• THE PROBLEM
All the data should be repeated exactly. Any image in it is left out.

• SUPPLIED INFORMATION

+-------+

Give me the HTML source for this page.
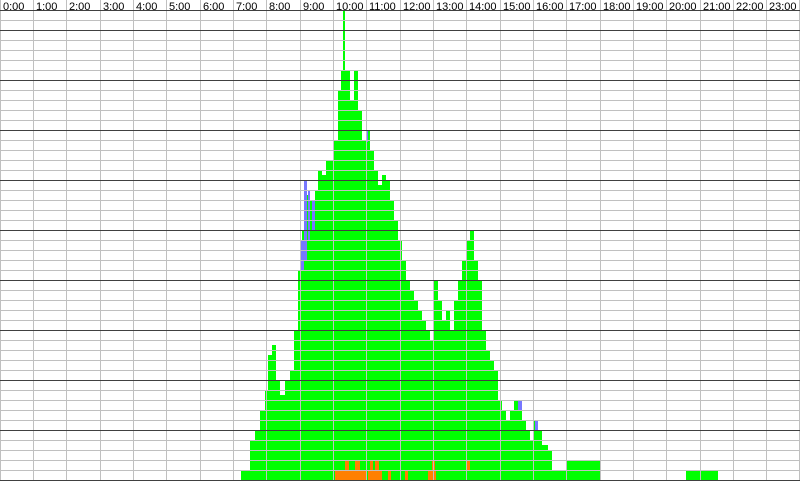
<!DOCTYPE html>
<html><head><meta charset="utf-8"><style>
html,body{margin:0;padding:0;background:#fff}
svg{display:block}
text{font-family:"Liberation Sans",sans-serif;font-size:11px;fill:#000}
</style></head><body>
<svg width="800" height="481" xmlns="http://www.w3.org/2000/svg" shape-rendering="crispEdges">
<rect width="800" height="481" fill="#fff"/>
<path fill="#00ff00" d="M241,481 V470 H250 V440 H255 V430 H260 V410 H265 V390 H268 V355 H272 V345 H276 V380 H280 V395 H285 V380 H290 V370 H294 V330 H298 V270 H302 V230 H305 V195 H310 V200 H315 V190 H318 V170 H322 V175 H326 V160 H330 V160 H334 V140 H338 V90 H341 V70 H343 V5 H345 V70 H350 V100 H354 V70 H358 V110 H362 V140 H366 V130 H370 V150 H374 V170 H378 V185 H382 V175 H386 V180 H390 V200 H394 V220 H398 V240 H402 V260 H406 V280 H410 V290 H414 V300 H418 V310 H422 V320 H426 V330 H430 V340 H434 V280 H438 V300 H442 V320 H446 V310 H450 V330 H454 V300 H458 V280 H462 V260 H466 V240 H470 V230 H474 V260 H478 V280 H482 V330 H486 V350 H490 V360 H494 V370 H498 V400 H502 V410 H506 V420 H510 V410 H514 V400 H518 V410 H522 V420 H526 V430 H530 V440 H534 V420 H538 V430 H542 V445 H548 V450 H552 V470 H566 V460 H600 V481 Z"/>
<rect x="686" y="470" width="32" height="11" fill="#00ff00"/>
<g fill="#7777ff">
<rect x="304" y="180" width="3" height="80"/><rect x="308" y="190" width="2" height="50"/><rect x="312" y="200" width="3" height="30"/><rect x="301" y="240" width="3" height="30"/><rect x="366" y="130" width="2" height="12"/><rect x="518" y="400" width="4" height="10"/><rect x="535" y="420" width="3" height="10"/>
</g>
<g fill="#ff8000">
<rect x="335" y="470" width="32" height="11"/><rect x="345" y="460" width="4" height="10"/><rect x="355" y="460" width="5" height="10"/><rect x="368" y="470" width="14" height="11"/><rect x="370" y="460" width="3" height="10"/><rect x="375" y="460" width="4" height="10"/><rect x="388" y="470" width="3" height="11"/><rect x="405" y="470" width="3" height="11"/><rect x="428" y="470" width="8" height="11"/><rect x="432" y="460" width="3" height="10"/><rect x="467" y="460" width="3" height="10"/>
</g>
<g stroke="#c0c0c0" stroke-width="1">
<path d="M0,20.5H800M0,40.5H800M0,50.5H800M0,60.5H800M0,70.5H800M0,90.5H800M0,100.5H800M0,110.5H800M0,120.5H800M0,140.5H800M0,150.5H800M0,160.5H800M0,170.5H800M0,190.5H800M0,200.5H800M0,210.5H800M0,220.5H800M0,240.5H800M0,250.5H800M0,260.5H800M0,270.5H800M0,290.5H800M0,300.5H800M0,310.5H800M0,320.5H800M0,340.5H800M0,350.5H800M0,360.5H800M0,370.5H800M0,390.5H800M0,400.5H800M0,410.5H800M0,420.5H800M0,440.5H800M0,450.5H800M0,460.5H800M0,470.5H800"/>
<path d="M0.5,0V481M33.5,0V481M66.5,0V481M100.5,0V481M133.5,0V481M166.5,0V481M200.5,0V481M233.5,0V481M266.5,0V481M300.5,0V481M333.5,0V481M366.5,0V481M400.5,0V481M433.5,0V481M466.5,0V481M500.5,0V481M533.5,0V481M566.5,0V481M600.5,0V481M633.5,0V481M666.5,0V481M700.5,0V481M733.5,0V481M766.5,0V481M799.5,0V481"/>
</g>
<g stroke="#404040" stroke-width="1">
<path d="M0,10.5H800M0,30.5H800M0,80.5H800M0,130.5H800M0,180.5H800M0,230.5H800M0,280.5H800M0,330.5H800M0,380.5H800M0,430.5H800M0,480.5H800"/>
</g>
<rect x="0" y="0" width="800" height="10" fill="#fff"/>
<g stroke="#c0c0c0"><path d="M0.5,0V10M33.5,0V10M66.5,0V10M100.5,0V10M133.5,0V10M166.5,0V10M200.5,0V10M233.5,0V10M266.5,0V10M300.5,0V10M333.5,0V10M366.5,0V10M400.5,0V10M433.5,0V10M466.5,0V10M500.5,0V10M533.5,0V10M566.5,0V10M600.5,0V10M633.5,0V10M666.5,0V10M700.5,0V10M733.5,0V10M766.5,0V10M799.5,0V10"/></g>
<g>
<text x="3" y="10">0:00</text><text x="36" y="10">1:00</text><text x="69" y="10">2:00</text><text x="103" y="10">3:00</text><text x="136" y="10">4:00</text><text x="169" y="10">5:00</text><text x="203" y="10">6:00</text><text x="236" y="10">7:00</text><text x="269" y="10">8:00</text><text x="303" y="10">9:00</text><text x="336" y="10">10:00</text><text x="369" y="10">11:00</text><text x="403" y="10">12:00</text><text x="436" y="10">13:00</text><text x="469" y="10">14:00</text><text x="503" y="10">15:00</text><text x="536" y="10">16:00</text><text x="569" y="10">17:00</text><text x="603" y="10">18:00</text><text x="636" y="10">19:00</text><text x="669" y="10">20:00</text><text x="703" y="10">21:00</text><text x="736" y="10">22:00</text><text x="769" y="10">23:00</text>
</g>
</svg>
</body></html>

+-------+

• ANSWER TO THIS TASK
Give me the HTML source for this page.
<!DOCTYPE html>
<html><head><meta charset="utf-8"><style>
html,body{margin:0;padding:0;background:#fff}
svg{display:block}
text{font-family:"Liberation Sans",sans-serif;font-size:11px;fill:#000}
</style></head><body>
<svg width="800" height="481" xmlns="http://www.w3.org/2000/svg" shape-rendering="crispEdges">
<rect width="800" height="481" fill="#fff"/>
<path fill="#00ff00" d="M241,481 V470 H250 V440 H255 V430 H260 V410 H265 V390 H268 V355 H272 V345 H276 V380 H280 V395 H285 V380 H290 V370 H294 V330 H298 V270 H302 V230 H305 V195 H310 V200 H315 V190 H318 V170 H322 V175 H326 V160 H330 V160 H334 V140 H338 V90 H341 V70 H343 V5 H345 V70 H350 V100 H354 V70 H358 V110 H362 V140 H366 V130 H370 V150 H374 V170 H378 V185 H382 V175 H386 V180 H390 V200 H394 V220 H398 V240 H402 V260 H406 V280 H410 V290 H414 V300 H418 V310 H422 V320 H426 V330 H430 V340 H434 V280 H438 V300 H442 V320 H446 V310 H450 V330 H454 V300 H458 V280 H462 V260 H466 V240 H470 V230 H474 V260 H478 V280 H482 V330 H486 V350 H490 V360 H494 V370 H498 V400 H502 V410 H506 V420 H510 V410 H514 V400 H518 V410 H522 V420 H526 V430 H530 V440 H534 V420 H538 V430 H542 V445 H548 V450 H552 V470 H566 V460 H600 V481 Z"/>
<rect x="686" y="470" width="32" height="11" fill="#00ff00"/>
<g fill="#7777ff">
<rect x="304" y="180" width="3" height="80"/><rect x="308" y="190" width="2" height="50"/><rect x="312" y="200" width="3" height="30"/><rect x="301" y="240" width="3" height="30"/><rect x="366" y="130" width="2" height="12"/><rect x="518" y="400" width="4" height="10"/><rect x="535" y="420" width="3" height="10"/>
</g>
<g fill="#ff8000">
<rect x="335" y="470" width="32" height="11"/><rect x="345" y="460" width="4" height="10"/><rect x="355" y="460" width="5" height="10"/><rect x="368" y="470" width="14" height="11"/><rect x="370" y="460" width="3" height="10"/><rect x="375" y="460" width="4" height="10"/><rect x="388" y="470" width="3" height="11"/><rect x="405" y="470" width="3" height="11"/><rect x="428" y="470" width="8" height="11"/><rect x="432" y="460" width="3" height="10"/><rect x="467" y="460" width="3" height="10"/>
</g>
<g stroke="#c0c0c0" stroke-width="1">
<path d="M0,20.5H800M0,40.5H800M0,50.5H800M0,60.5H800M0,70.5H800M0,90.5H800M0,100.5H800M0,110.5H800M0,120.5H800M0,140.5H800M0,150.5H800M0,160.5H800M0,170.5H800M0,190.5H800M0,200.5H800M0,210.5H800M0,220.5H800M0,240.5H800M0,250.5H800M0,260.5H800M0,270.5H800M0,290.5H800M0,300.5H800M0,310.5H800M0,320.5H800M0,340.5H800M0,350.5H800M0,360.5H800M0,370.5H800M0,390.5H800M0,400.5H800M0,410.5H800M0,420.5H800M0,440.5H800M0,450.5H800M0,460.5H800M0,470.5H800"/>
<path d="M0.5,0V481M33.5,0V481M66.5,0V481M100.5,0V481M133.5,0V481M166.5,0V481M200.5,0V481M233.5,0V481M266.5,0V481M300.5,0V481M333.5,0V481M366.5,0V481M400.5,0V481M433.5,0V481M466.5,0V481M500.5,0V481M533.5,0V481M566.5,0V481M600.5,0V481M633.5,0V481M666.5,0V481M700.5,0V481M733.5,0V481M766.5,0V481M799.5,0V481"/>
</g>
<g stroke="#404040" stroke-width="1">
<path d="M0,10.5H800M0,30.5H800M0,80.5H800M0,130.5H800M0,180.5H800M0,230.5H800M0,280.5H800M0,330.5H800M0,380.5H800M0,430.5H800M0,480.5H800"/>
</g>
<rect x="0" y="0" width="800" height="10" fill="#fff"/>
<g stroke="#c0c0c0"><path d="M0.5,0V10M33.5,0V10M66.5,0V10M100.5,0V10M133.5,0V10M166.5,0V10M200.5,0V10M233.5,0V10M266.5,0V10M300.5,0V10M333.5,0V10M366.5,0V10M400.5,0V10M433.5,0V10M466.5,0V10M500.5,0V10M533.5,0V10M566.5,0V10M600.5,0V10M633.5,0V10M666.5,0V10M700.5,0V10M733.5,0V10M766.5,0V10M799.5,0V10"/></g>
<g>
<text x="3" y="10">0:00</text><text x="36" y="10">1:00</text><text x="69" y="10">2:00</text><text x="103" y="10">3:00</text><text x="136" y="10">4:00</text><text x="169" y="10">5:00</text><text x="203" y="10">6:00</text><text x="236" y="10">7:00</text><text x="269" y="10">8:00</text><text x="303" y="10">9:00</text><text x="336" y="10">10:00</text><text x="369" y="10">11:00</text><text x="403" y="10">12:00</text><text x="436" y="10">13:00</text><text x="469" y="10">14:00</text><text x="503" y="10">15:00</text><text x="536" y="10">16:00</text><text x="569" y="10">17:00</text><text x="603" y="10">18:00</text><text x="636" y="10">19:00</text><text x="669" y="10">20:00</text><text x="703" y="10">21:00</text><text x="736" y="10">22:00</text><text x="769" y="10">23:00</text>
</g>
</svg>
</body></html>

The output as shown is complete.